Written instruction: Gather each line in the entries that includes the string "screenshot".

Data to use:

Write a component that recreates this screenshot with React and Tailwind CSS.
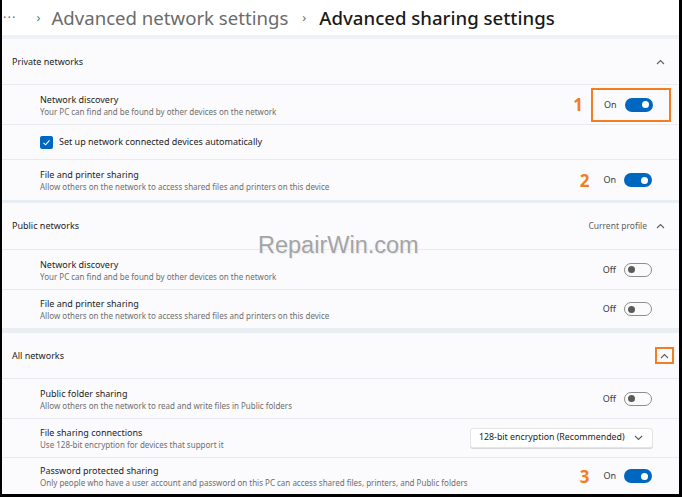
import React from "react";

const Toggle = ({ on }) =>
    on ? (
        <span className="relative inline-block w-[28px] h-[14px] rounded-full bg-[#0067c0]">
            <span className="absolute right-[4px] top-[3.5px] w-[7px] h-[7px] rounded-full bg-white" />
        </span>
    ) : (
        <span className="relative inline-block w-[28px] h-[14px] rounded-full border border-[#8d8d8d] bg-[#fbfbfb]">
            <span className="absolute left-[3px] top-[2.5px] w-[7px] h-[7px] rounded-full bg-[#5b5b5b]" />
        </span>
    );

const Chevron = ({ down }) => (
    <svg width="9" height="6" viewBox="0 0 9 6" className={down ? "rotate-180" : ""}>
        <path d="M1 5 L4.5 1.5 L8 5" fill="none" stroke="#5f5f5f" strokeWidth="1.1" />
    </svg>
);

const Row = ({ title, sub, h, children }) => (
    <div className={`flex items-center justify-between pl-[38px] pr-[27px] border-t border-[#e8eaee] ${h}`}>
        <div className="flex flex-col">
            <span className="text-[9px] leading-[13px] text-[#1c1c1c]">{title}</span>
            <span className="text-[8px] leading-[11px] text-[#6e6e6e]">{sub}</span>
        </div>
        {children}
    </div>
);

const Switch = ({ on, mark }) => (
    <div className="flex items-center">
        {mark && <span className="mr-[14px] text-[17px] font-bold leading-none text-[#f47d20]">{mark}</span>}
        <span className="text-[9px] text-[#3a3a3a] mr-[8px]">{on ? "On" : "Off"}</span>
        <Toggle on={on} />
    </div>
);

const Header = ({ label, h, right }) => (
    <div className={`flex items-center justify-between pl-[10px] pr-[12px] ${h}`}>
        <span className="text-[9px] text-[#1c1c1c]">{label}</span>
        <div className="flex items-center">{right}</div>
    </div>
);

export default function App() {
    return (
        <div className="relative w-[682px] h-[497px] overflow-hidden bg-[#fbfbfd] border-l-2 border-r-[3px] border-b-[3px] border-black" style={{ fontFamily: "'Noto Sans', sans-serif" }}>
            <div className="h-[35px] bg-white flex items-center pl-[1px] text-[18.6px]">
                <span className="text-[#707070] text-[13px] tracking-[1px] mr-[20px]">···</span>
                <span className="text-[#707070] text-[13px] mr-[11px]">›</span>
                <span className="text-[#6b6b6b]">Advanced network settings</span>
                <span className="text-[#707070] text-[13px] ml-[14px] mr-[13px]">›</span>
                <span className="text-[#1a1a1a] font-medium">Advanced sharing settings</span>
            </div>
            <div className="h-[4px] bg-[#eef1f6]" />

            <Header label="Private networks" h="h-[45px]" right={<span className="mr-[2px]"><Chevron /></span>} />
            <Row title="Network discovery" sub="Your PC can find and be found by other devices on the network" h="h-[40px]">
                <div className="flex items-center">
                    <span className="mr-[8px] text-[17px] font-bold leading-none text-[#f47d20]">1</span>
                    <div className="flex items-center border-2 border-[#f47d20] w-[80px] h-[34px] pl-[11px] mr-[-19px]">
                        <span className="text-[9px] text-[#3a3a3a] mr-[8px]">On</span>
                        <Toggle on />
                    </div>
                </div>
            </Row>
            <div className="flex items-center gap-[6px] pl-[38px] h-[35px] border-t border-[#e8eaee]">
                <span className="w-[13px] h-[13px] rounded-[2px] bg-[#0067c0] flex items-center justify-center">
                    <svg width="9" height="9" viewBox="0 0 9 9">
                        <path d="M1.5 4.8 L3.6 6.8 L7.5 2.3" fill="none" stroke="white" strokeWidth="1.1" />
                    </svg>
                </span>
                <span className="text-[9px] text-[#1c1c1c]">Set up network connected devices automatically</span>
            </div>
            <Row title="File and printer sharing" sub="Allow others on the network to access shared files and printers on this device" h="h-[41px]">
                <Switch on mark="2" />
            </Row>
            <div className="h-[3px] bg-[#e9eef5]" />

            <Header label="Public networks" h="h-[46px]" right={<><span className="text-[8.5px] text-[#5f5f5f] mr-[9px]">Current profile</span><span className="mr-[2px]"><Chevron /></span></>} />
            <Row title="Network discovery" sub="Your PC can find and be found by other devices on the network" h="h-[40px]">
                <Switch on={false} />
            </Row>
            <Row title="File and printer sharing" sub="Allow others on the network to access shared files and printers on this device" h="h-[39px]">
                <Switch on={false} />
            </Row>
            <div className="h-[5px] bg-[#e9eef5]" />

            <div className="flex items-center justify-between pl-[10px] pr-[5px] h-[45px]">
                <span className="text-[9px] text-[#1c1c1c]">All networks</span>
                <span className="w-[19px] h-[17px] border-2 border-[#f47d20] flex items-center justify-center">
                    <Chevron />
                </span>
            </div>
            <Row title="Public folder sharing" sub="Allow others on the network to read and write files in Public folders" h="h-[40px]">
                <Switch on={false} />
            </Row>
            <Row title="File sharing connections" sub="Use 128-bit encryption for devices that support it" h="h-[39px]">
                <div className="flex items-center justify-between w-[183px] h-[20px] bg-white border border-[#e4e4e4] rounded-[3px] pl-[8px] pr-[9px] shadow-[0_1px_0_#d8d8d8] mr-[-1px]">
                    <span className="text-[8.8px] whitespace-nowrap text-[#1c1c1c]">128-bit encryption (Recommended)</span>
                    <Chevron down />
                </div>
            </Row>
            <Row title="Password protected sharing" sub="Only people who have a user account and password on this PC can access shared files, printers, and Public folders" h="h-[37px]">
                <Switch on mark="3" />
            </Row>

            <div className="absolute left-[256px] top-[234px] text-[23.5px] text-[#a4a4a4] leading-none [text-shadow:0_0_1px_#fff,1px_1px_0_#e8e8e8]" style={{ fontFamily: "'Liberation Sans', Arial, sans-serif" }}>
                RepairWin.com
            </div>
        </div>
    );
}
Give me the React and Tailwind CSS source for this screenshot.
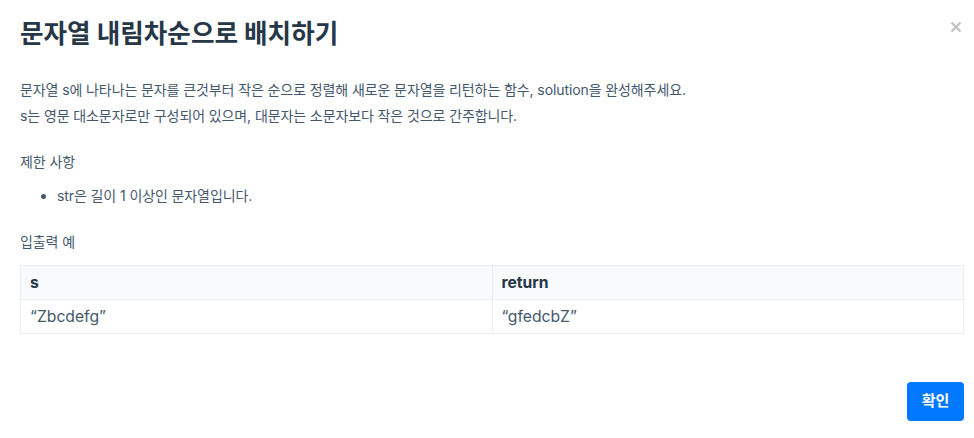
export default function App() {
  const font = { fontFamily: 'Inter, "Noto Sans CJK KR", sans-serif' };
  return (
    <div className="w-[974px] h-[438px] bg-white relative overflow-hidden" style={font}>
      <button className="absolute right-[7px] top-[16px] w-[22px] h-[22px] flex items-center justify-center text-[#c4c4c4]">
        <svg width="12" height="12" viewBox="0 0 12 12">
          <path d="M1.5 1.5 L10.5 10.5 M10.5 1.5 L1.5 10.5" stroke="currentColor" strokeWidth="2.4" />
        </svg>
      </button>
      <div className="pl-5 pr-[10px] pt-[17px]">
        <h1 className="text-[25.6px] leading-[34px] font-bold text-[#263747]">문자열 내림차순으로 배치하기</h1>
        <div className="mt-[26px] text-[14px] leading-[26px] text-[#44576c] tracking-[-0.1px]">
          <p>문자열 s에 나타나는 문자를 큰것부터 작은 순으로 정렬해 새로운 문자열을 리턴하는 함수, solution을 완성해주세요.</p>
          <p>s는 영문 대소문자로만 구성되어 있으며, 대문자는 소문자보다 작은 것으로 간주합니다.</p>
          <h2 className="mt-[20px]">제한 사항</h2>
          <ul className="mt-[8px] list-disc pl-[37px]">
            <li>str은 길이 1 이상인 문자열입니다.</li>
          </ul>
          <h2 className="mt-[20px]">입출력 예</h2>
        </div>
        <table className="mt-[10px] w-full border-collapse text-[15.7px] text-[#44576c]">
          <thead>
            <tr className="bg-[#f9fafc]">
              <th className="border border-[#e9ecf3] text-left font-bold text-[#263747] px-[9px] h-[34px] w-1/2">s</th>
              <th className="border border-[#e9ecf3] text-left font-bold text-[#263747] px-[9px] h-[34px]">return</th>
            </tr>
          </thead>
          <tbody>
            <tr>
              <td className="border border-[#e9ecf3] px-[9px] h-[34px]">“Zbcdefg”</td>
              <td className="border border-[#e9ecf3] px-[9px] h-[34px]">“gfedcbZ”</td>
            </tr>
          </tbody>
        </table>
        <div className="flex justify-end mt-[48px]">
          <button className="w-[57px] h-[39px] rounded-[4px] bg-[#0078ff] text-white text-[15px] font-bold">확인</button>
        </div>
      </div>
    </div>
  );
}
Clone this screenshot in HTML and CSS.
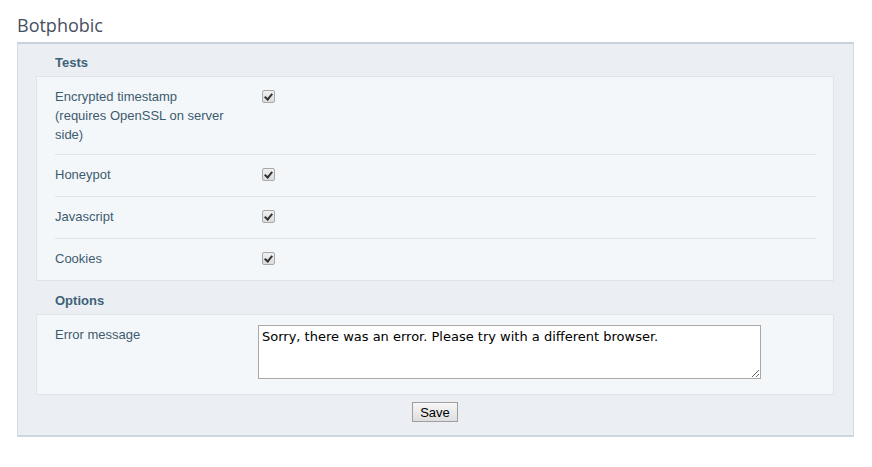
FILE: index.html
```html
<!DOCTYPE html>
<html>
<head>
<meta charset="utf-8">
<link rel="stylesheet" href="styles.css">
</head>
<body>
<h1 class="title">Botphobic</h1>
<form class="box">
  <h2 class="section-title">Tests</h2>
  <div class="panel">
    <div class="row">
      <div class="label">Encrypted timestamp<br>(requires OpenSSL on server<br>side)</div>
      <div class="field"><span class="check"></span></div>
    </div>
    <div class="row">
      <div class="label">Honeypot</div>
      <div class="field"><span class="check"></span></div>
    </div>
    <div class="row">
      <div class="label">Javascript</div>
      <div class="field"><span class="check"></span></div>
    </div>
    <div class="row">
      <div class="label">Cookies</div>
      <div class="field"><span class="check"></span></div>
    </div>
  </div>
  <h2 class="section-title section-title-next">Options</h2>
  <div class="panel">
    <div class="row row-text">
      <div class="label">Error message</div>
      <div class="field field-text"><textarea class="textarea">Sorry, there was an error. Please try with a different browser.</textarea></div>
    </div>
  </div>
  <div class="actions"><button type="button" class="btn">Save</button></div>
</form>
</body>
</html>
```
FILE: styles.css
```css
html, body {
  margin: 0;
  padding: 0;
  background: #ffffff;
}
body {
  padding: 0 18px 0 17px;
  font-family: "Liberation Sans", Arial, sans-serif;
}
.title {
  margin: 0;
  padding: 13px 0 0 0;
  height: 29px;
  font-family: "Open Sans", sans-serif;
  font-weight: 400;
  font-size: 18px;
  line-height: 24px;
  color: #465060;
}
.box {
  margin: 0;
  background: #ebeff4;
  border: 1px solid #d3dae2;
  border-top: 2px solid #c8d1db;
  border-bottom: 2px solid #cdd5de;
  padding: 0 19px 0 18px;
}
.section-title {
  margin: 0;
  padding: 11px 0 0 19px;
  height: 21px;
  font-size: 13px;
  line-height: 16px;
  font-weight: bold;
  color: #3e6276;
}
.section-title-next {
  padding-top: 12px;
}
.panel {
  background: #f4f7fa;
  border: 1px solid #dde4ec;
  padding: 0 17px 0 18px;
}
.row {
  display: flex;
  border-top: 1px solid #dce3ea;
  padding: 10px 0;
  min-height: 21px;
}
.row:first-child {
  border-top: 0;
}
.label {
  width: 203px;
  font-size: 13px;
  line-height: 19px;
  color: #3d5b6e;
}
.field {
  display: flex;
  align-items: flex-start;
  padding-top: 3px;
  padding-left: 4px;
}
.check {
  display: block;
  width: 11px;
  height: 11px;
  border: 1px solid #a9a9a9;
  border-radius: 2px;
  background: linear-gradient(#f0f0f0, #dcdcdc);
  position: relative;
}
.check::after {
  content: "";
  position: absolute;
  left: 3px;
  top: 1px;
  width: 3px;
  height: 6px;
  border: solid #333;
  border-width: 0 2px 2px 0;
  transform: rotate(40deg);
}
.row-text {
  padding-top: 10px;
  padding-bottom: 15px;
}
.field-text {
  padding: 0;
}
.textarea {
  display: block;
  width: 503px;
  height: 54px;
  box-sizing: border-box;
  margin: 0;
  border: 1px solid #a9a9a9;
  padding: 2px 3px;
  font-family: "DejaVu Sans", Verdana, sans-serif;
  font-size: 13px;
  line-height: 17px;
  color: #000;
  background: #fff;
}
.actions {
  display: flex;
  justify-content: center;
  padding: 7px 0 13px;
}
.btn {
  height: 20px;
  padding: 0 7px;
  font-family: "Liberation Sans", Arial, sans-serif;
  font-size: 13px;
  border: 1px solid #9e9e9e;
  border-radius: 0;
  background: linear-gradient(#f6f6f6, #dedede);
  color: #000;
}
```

Exercise solution:
Write a component that recreates this screenshot with React and Tailwind CSS.
Give me the React and Tailwind CSS source for this screenshot.
Clone this screenshot in HTML and CSS.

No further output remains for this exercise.